But it doesn’t only apply to conflict zones. At the moment, and for the foreseeable future, it could equally well describe the climate in which business is operating.
For UK businesses the predominant uncertainty has been the situation, arguably since June 2016, when the country voted by a narrow margin to leave the EU. Since then, there have been three years of VUCA which won’t end tomorrow when we know the outcome of today’s General Election.
In the meantime, the UK economy has been sluggish, with the latest data from the ONS this week indicating that there had been almost no growth, a derisory 0.7%, in the third quarter of the year.
However, there are other influences that have combined to make uncertainty the new business norm, including a rise in nationalistic sentiment and population, trade wars between the US and China and also those between Japan and S Korea, all of which have led to a slowdown in the global economy.
Longer-term influences are the rapid pace of automation and AI development and, increasingly, worries about the future of the environment, which are influencing both consumer and investors in the direction of more ethical and responsible behaviour and decision-making.
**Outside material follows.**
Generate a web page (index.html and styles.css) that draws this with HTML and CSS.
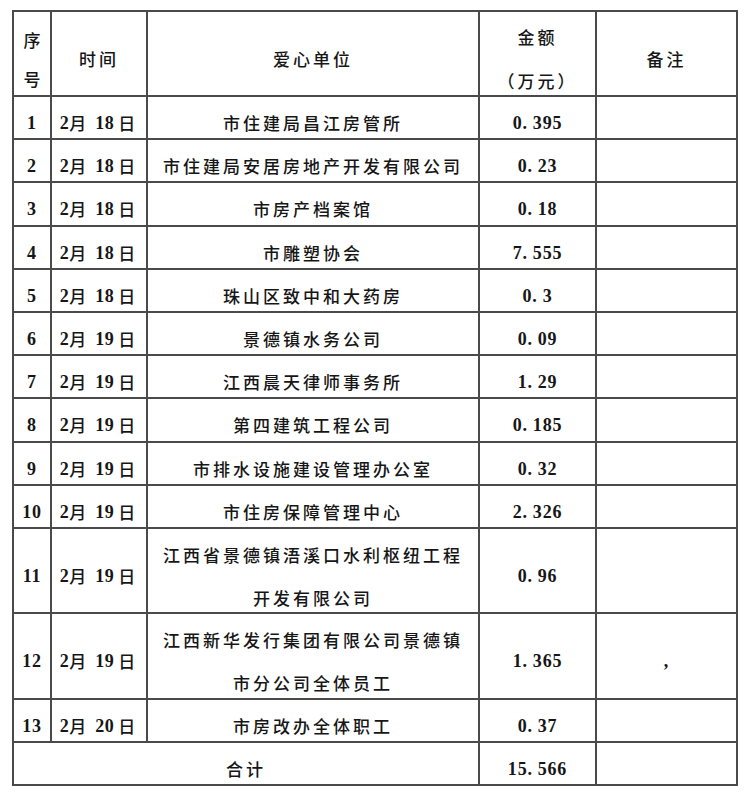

Given the headwinds, VUCA is likely to get worse and will affect businesses for a long time to come.
Can businesses turn VUCA into a positive?
Despite its reference, VUCA offers terrific opportunities to entrepreneurs and adaptable businesses although exploiting them tends to be at the expense of those businesses, normally large ones, that rely on stability and predictability.
The website vuca-world.org re-imagines the acronym as Vision, Understanding, Clarity and Adaptability and several business writers, among them Karen Martin and Sunnie Giles, both writing for Forbes, make the point that ultimately dealing with uncertainty is down to the creativity, agility and skill of people in an organisation.
Giles suggests that businesses need a change of mindset, so that they can react to fast-moving changes.
These include “moving from hierarchy to self-organisation”, “democratising information”, “speeding up interactions” and using “simple rules to make quick decisions, rather than perfect analyses.”
Of course, there will need to be effective and flexible leadership and a sound knowledge of the business situation at any point in time, which makes such things as management accounts and cash flow monitoring, as well as sound knowledge of customers’ changing behaviour and requirements even more crucial.
I would argue that it is often SMEs that are in the best position to deal with a VUCA climate as very often they are flatter organisations where there has to be a good deal of multi-tasking when the numbers of key employees are fewer than in larger, more hierarchical organisations.